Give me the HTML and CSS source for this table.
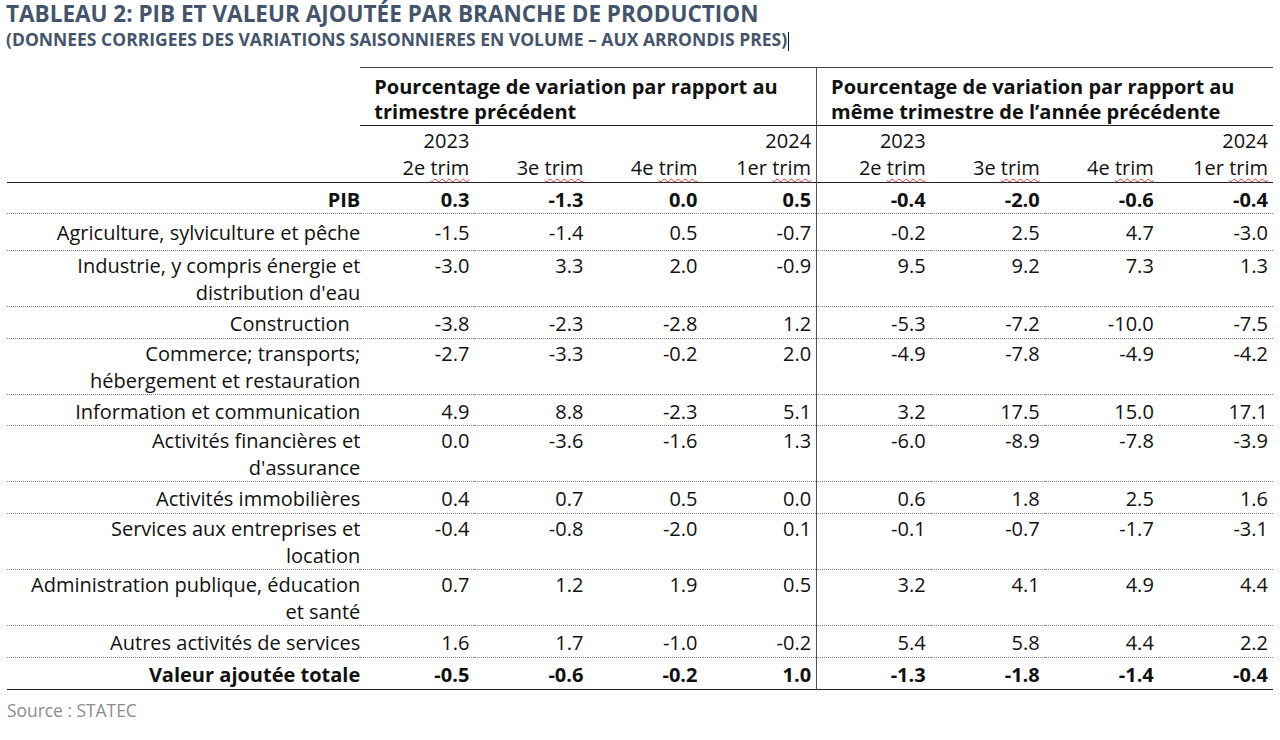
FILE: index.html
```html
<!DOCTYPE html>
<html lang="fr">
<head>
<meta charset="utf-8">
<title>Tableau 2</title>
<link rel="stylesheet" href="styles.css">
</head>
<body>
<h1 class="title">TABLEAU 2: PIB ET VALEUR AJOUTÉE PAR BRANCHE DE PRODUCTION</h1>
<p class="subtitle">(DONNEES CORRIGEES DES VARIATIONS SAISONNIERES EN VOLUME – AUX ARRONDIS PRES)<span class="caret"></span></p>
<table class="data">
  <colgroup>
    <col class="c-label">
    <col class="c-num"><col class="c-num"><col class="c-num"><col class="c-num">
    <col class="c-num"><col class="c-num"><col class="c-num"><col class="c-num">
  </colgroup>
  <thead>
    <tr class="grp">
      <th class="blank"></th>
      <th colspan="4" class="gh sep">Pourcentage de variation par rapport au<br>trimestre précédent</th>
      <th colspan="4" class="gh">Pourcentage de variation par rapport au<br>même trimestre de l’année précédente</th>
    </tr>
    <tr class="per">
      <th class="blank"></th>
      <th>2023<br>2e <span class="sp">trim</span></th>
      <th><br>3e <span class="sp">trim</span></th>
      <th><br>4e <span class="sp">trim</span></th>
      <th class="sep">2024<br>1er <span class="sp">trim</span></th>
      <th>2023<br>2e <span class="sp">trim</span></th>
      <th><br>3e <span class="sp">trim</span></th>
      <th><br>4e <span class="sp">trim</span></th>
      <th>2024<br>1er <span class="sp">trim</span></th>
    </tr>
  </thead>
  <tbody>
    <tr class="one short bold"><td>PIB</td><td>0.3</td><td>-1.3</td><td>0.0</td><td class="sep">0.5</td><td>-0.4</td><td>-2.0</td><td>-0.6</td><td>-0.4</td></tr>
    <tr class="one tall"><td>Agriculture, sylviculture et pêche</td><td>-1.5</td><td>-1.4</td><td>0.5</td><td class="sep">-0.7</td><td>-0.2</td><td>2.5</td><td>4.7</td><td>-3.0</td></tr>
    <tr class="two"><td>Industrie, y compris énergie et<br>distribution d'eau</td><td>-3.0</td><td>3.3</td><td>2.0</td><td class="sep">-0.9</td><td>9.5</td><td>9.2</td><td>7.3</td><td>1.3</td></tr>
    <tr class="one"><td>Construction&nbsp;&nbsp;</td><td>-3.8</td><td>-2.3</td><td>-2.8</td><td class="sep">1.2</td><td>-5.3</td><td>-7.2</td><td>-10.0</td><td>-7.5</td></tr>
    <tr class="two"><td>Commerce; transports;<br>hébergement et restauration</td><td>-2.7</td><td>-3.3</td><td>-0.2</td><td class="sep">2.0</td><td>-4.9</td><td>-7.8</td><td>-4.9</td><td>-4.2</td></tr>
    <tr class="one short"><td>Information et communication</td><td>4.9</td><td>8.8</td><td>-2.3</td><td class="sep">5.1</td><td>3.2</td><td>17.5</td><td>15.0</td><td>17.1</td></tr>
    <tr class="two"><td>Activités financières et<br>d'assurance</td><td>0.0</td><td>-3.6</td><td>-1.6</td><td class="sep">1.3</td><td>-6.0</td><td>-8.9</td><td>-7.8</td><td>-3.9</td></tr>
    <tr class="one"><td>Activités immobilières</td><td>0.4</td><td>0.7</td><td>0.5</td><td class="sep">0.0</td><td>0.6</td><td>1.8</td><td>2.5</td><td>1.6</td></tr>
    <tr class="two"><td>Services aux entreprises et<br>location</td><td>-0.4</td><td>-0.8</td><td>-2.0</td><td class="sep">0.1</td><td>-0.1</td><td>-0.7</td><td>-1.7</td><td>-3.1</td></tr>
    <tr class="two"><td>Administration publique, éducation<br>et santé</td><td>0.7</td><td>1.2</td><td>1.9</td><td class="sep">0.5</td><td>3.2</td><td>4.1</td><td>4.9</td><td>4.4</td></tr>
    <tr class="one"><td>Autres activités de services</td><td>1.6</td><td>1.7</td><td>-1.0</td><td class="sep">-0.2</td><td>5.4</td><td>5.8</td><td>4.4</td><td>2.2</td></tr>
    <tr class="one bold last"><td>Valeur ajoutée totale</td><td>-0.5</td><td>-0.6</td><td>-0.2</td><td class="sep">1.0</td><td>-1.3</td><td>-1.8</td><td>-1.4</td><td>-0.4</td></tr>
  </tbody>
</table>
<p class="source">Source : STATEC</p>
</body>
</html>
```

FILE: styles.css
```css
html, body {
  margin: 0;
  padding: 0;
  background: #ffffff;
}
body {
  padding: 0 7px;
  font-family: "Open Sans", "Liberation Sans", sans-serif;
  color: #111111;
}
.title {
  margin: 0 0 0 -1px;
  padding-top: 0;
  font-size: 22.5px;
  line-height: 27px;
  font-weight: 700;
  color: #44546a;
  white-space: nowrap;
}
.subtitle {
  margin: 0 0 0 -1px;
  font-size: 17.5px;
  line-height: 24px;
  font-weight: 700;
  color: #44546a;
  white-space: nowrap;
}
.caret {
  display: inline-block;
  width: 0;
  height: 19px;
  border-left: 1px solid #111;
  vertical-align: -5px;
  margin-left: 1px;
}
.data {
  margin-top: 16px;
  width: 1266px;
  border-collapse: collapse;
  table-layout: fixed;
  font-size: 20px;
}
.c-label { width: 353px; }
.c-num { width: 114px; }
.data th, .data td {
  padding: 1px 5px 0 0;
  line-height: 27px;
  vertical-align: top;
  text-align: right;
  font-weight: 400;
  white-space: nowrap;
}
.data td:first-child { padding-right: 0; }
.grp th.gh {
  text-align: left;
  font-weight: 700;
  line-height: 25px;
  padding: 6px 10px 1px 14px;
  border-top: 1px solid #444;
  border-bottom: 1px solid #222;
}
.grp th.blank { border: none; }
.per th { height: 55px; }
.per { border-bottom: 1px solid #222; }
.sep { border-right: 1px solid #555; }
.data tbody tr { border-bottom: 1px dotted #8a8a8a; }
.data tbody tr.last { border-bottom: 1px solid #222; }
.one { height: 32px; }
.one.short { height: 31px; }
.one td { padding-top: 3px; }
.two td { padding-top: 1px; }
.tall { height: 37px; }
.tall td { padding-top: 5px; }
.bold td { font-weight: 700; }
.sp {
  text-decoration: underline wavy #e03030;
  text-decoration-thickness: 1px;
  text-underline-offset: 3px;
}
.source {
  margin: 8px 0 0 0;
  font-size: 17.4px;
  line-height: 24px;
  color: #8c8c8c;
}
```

**What you have to do:** Your copy of the data should match it exactly, except that pictures are left out.

**Worked solution:**
Give me the HTML and CSS source for this table.
FILE: index.html
```html
<!DOCTYPE html>
<html lang="fr">
<head>
<meta charset="utf-8">
<title>Tableau 2</title>
<link rel="stylesheet" href="styles.css">
</head>
<body>
<h1 class="title">TABLEAU 2: PIB ET VALEUR AJOUTÉE PAR BRANCHE DE PRODUCTION</h1>
<p class="subtitle">(DONNEES CORRIGEES DES VARIATIONS SAISONNIERES EN VOLUME – AUX ARRONDIS PRES)<span class="caret"></span></p>
<table class="data">
  <colgroup>
    <col class="c-label">
    <col class="c-num"><col class="c-num"><col class="c-num"><col class="c-num">
    <col class="c-num"><col class="c-num"><col class="c-num"><col class="c-num">
  </colgroup>
  <thead>
    <tr class="grp">
      <th class="blank"></th>
      <th colspan="4" class="gh sep">Pourcentage de variation par rapport au<br>trimestre précédent</th>
      <th colspan="4" class="gh">Pourcentage de variation par rapport au<br>même trimestre de l’année précédente</th>
    </tr>
    <tr class="per">
      <th class="blank"></th>
      <th>2023<br>2e <span class="sp">trim</span></th>
      <th><br>3e <span class="sp">trim</span></th>
      <th><br>4e <span class="sp">trim</span></th>
      <th class="sep">2024<br>1er <span class="sp">trim</span></th>
      <th>2023<br>2e <span class="sp">trim</span></th>
      <th><br>3e <span class="sp">trim</span></th>
      <th><br>4e <span class="sp">trim</span></th>
      <th>2024<br>1er <span class="sp">trim</span></th>
    </tr>
  </thead>
  <tbody>
    <tr class="one short bold"><td>PIB</td><td>0.3</td><td>-1.3</td><td>0.0</td><td class="sep">0.5</td><td>-0.4</td><td>-2.0</td><td>-0.6</td><td>-0.4</td></tr>
    <tr class="one tall"><td>Agriculture, sylviculture et pêche</td><td>-1.5</td><td>-1.4</td><td>0.5</td><td class="sep">-0.7</td><td>-0.2</td><td>2.5</td><td>4.7</td><td>-3.0</td></tr>
    <tr class="two"><td>Industrie, y compris énergie et<br>distribution d'eau</td><td>-3.0</td><td>3.3</td><td>2.0</td><td class="sep">-0.9</td><td>9.5</td><td>9.2</td><td>7.3</td><td>1.3</td></tr>
    <tr class="one"><td>Construction&nbsp;&nbsp;</td><td>-3.8</td><td>-2.3</td><td>-2.8</td><td class="sep">1.2</td><td>-5.3</td><td>-7.2</td><td>-10.0</td><td>-7.5</td></tr>
    <tr class="two"><td>Commerce; transports;<br>hébergement et restauration</td><td>-2.7</td><td>-3.3</td><td>-0.2</td><td class="sep">2.0</td><td>-4.9</td><td>-7.8</td><td>-4.9</td><td>-4.2</td></tr>
    <tr class="one short"><td>Information et communication</td><td>4.9</td><td>8.8</td><td>-2.3</td><td class="sep">5.1</td><td>3.2</td><td>17.5</td><td>15.0</td><td>17.1</td></tr>
    <tr class="two"><td>Activités financières et<br>d'assurance</td><td>0.0</td><td>-3.6</td><td>-1.6</td><td class="sep">1.3</td><td>-6.0</td><td>-8.9</td><td>-7.8</td><td>-3.9</td></tr>
    <tr class="one"><td>Activités immobilières</td><td>0.4</td><td>0.7</td><td>0.5</td><td class="sep">0.0</td><td>0.6</td><td>1.8</td><td>2.5</td><td>1.6</td></tr>
    <tr class="two"><td>Services aux entreprises et<br>location</td><td>-0.4</td><td>-0.8</td><td>-2.0</td><td class="sep">0.1</td><td>-0.1</td><td>-0.7</td><td>-1.7</td><td>-3.1</td></tr>
    <tr class="two"><td>Administration publique, éducation<br>et santé</td><td>0.7</td><td>1.2</td><td>1.9</td><td class="sep">0.5</td><td>3.2</td><td>4.1</td><td>4.9</td><td>4.4</td></tr>
    <tr class="one"><td>Autres activités de services</td><td>1.6</td><td>1.7</td><td>-1.0</td><td class="sep">-0.2</td><td>5.4</td><td>5.8</td><td>4.4</td><td>2.2</td></tr>
    <tr class="one bold last"><td>Valeur ajoutée totale</td><td>-0.5</td><td>-0.6</td><td>-0.2</td><td class="sep">1.0</td><td>-1.3</td><td>-1.8</td><td>-1.4</td><td>-0.4</td></tr>
  </tbody>
</table>
<p class="source">Source : STATEC</p>
</body>
</html>
```

FILE: styles.css
```css
html, body {
  margin: 0;
  padding: 0;
  background: #ffffff;
}
body {
  padding: 0 7px;
  font-family: "Open Sans", "Liberation Sans", sans-serif;
  color: #111111;
}
.title {
  margin: 0 0 0 -1px;
  padding-top: 0;
  font-size: 22.5px;
  line-height: 27px;
  font-weight: 700;
  color: #44546a;
  white-space: nowrap;
}
.subtitle {
  margin: 0 0 0 -1px;
  font-size: 17.5px;
  line-height: 24px;
  font-weight: 700;
  color: #44546a;
  white-space: nowrap;
}
.caret {
  display: inline-block;
  width: 0;
  height: 19px;
  border-left: 1px solid #111;
  vertical-align: -5px;
  margin-left: 1px;
}
.data {
  margin-top: 16px;
  width: 1266px;
  border-collapse: collapse;
  table-layout: fixed;
  font-size: 20px;
}
.c-label { width: 353px; }
.c-num { width: 114px; }
.data th, .data td {
  padding: 1px 5px 0 0;
  line-height: 27px;
  vertical-align: top;
  text-align: right;
  font-weight: 400;
  white-space: nowrap;
}
.data td:first-child { padding-right: 0; }
.grp th.gh {
  text-align: left;
  font-weight: 700;
  line-height: 25px;
  padding: 6px 10px 1px 14px;
  border-top: 1px solid #444;
  border-bottom: 1px solid #222;
}
.grp th.blank { border: none; }
.per th { height: 55px; }
.per { border-bottom: 1px solid #222; }
.sep { border-right: 1px solid #555; }
.data tbody tr { border-bottom: 1px dotted #8a8a8a; }
.data tbody tr.last { border-bottom: 1px solid #222; }
.one { height: 32px; }
.one.short { height: 31px; }
.one td { padding-top: 3px; }
.two td { padding-top: 1px; }
.tall { height: 37px; }
.tall td { padding-top: 5px; }
.bold td { font-weight: 700; }
.sp {
  text-decoration: underline wavy #e03030;
  text-decoration-thickness: 1px;
  text-underline-offset: 3px;
}
.source {
  margin: 8px 0 0 0;
  font-size: 17.4px;
  line-height: 24px;
  color: #8c8c8c;
}
```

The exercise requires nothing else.